The 26-year-old, the youngest swimmer from India to qualify for the Olympics at the age of 16 in the 2008 Beijing edition, has risen back to prominence after outpacing Olympic gold medallist Joseph Schooling in the 100-meter freestyle event at the Singapore National Championships.

The performance couldn't have come at a better time for the Maharashtra lad as he prepares for the Asian Games in Indonesia after a less-than-impressive show at the Gold Coast Commonwealth Games.

"The CWG was the first big competition after 2010 and maybe I had just forgotten how to perform at the big stage. I was training very hard but wasn't able to put it together. I think between the CWG and now I have learned how to swim faster," Khade told PTI in an interview.

The Asian Games trigger good memories for the imposing swimmer, who had won a bronze medal -- India's first in 24 years -- during the 2010 edition in Guangzhou.

That performance had fetched him the job of a Tehsildar with Maharashtra government, something that ended up far from being an incentive.

Khade put swimming on the backburner to focus on his job and the cost was missing two Olympics, the 2014 Commonwealth, and the Asian Games.
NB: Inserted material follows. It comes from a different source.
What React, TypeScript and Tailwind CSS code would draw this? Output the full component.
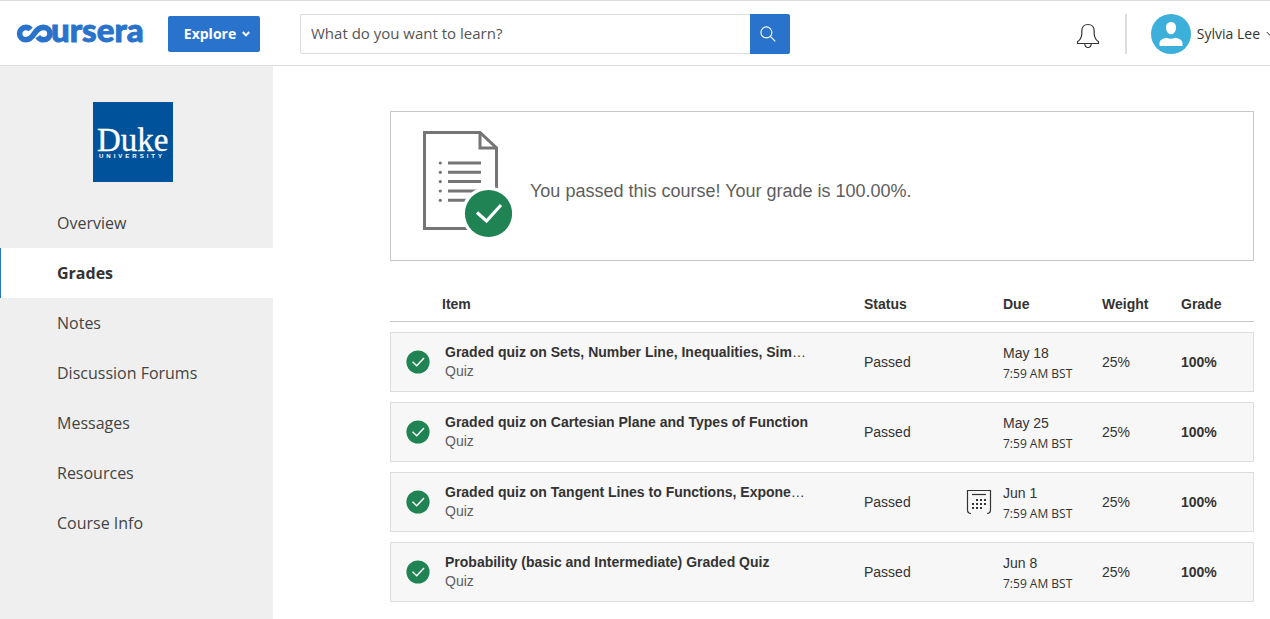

"What happened to me was because of my achievements. The Maharashtra government recruited me but our state policy was a little too restrictive for athletes. So that didn't allow me initially to come out and train and while I was working I missed out on the Asian Games, Olympics, and CWG," Khade said.

A serious knee injury added to his woes and Khade's career seemed all but over. However, he had other plans. He wasn't going down without a fight.
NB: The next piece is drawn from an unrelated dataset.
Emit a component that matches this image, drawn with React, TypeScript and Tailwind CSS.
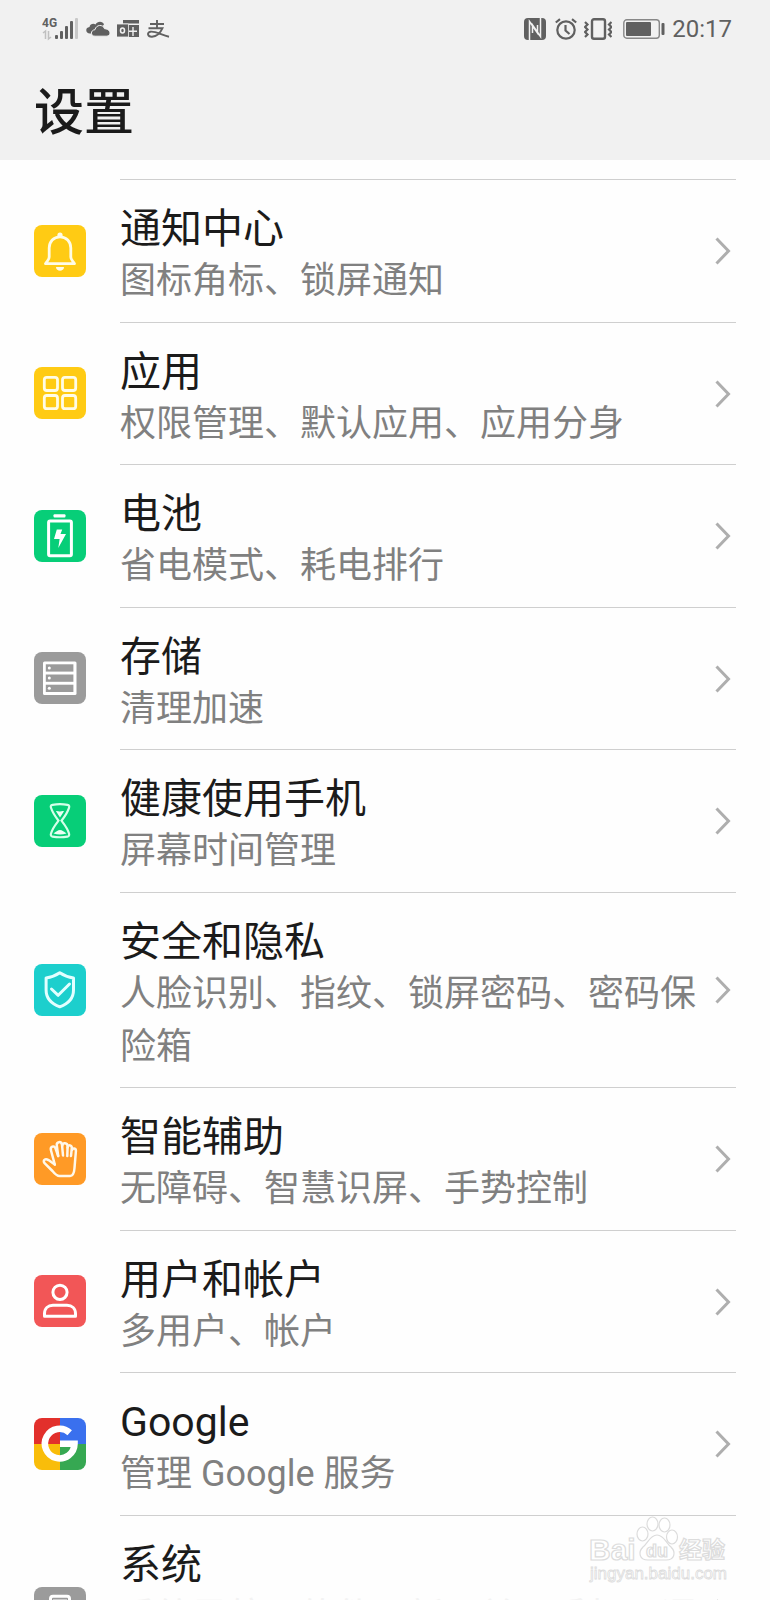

"I always had swimming at the back of my mind even while working. I knew I wasn't done. There were a few things like winning a gold medal in the Asian Games, giving the Olympics another crack which was incomplete. I didn't swim for some 3-4 years. That always kept bugging me," he said.

The comeback was the 2018 Commonwealth Games. He couldn't make it past the heats in Gold Coast but began to regain the confidence of being at the big stage. A month and a half later, he managed to edge past Schooling, Singapore's first ever Olympic gold-medallist.

"It was a competition I participated in the build-up to the Asian Games. Before the competition, we found out that he (Schooling) was racing there and it was a very big deal.

"I wasn't focusing much on the 100 meters as it wasn't my main event. But I think it was my day and somehow I was able to put myself together enough to be able to beat him," he recalled.

"Nobody thought I was going to win because he is an Olympic winner and he is training for the Asian Games. It was a big shock," Khade, who once held the national record in five different categories, said.

Khade is now confident of a podium finish at the Asian Games, starting August 18, despite competition from strong swimmers from China and Japan.

"The Chinese and Japanese are definitely amongst the top 10 in the world but the rate at which I have been progressing and if I fix a couple of things like my start, I can swim as fast as them. I just need to put things together," he said.